While dialling 999 he was slapped in the face by Andrews and called an ‘unemployed k**bhead’ – even though he was on his way to work.
Andrews then began texting the woman involved when he knew an investigation had begun - threatening to expose aspects of her private life to friends and the media if she went to the police.
Prosecuting, Owen Edwards, read a victim impact statement from a victim of Andrews’ harassment. He said: “Within the same context of talking about her own struggles, she has always struggled to understand how he could behave in the way he did but continue to hold a senior position in the police and not show signs at work.
“Even now she struggles to have faith and trust in the police and criminal justice system as a result.
“She believes he has an issue with women and he has certain sociopathic tendencies.”
Reading a second victim impact statement, he said: “He was motivated by the need to control and bully as he asserted his power and influence over her.
“She has lost sleep and still finds it difficult to come to terms with it. She just wants to live her life in peace, free from harassment, bullying, threats and intimidation.”
Mr Edwards added: “The most obvious aggravating feature is that throughout all of this the defendant was a senior police officer or senior manager employed by the police and circumstances in which he used that position to add to the distress and concern caused to both complainants by his acts of harassment and stalking.
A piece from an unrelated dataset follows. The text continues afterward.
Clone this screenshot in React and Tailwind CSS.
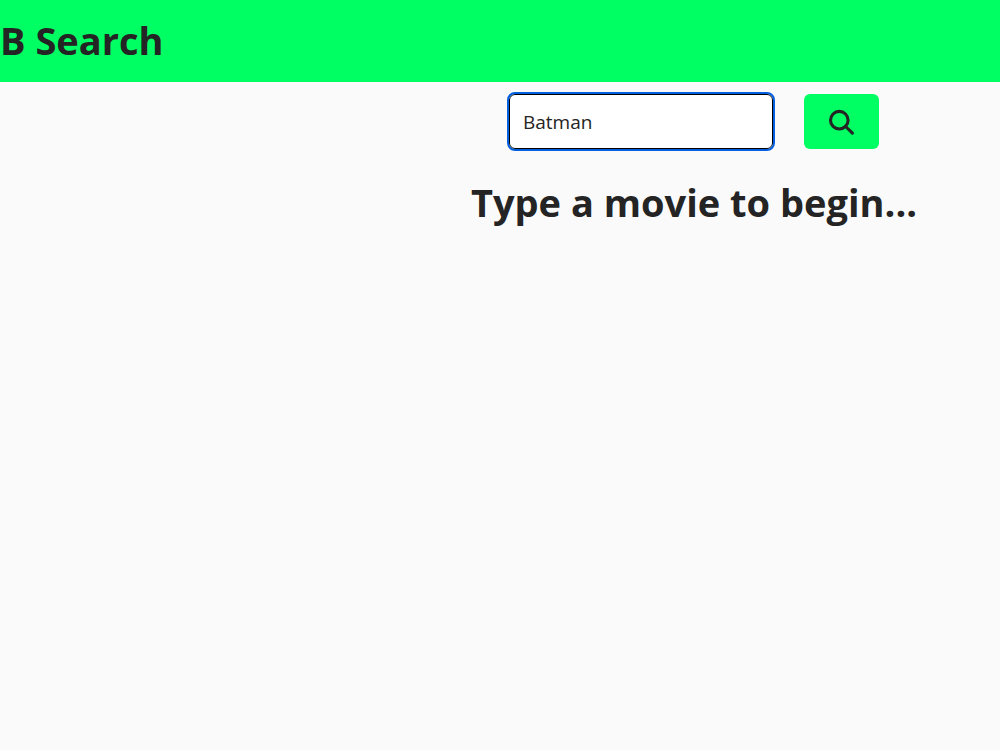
import { useState } from "react";

function SearchIcon() {
  return (
    <svg
      className="h-7 w-7"
      xmlns="http://www.w3.org/2000/svg"
      fill="none"
      viewBox="0 0 28 28"
      stroke="currentColor"
      strokeWidth="3.1"
      aria-hidden="true"
    >
      <circle cx="11.3" cy="12.2" r="8.8" />
      <path strokeLinecap="round" d="M17.6 18.5L24.4 25.2" />
    </svg>
  );
}

function App() {
  const [search, setSearch] = useState("Batman");

  return (
    <div className="min-h-screen bg-[#fafafa] font-['Segoe_UI','Open_Sans',sans-serif] text-[#242424]">
      <header className="bg-[#00ff62] pt-4 pb-[18px]">
        <h1 className="text-[38px] leading-[48px] font-bold">B Search</h1>
      </header>
      <main className="flex flex-col items-center pt-3 pl-[38.8%]">
        <form
          className="flex items-center gap-[31px]"
          onSubmit={(e) => e.preventDefault()}
        >
          <input
            type="text"
            aria-label="Movie title"
            value={search}
            onChange={(e) => setSearch(e.target.value)}
            className="h-[55px] w-[264px] rounded-md border border-black bg-white px-[13px] text-[19px] outline-2 outline-[#0560e0]"
          />
          <button
            type="submit"
            aria-label="Search"
            className="flex h-[55px] w-[75px] items-center justify-center rounded-md bg-[#00ff62]"
          >
            <SearchIcon />
          </button>
        </form>
        <h2 className="mt-[29px] text-[38px] leading-[48px] font-bold whitespace-nowrap">
          Type a movie to begin...
        </h2>
      </main>
    </div>
  );
}

export default App;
“In both cases he was to imply and expressly state that they would never be believed and that he had the power to affect an investigation taking place and he had knowledge which allowed him to ensure that if any complaints were made they would never be believed.”
In mitigation, Tania Griffiths QC called a psychiatrist to give evidence following an assessment of Andrews.
Dr John Frazer said: “He was finding it hard because when he was in the police force in a senior position, he got a lot of emotional support and help and he lost that and that was bereavement for him. The lack of structure suddenly had an effect on him.”
Mrs Griffiths added: “Financially, this case has ruined him. This man has saved many lives. Not everyone can say that. He has put his own life on the line in order to do that. He has tackled an armed gunman. He didn’t need to do that. There are givers and takers in life and Mr Andrews is absolutely a giver.”
Sentencing, Mrs Justice Francis Patterson said that because of the offences she had no choice but to send Andrews to prison.
“You knew there was an investigation proceeding and these texts were clear attempts by you to exert control to stop her co-operation with the ongoing police investigation,” she said.
“You knew perfectly well from your great experience as a police officer what was happening and you were desperate to stop it. You acted deliberately in a manner to intimidate her – a manner that was as arrogant as it was ill-judged.
“You thought not only that you were above the law but you could manipulate the course of justice to your own ends.
“In your favour, from a difficult beginning where you were rejected by your father and your mother died and he took you to an orphanage you made a real success of yourself.
“You have risen through the ranks to the highest echelons of the police force and made valuable contributions to society.
“Before these events you were a man of outstanding good character. You were at a time of life when you should have been enjoying the fruits of your endeavours and all of those endeavours you, and you alone, have thrown away.”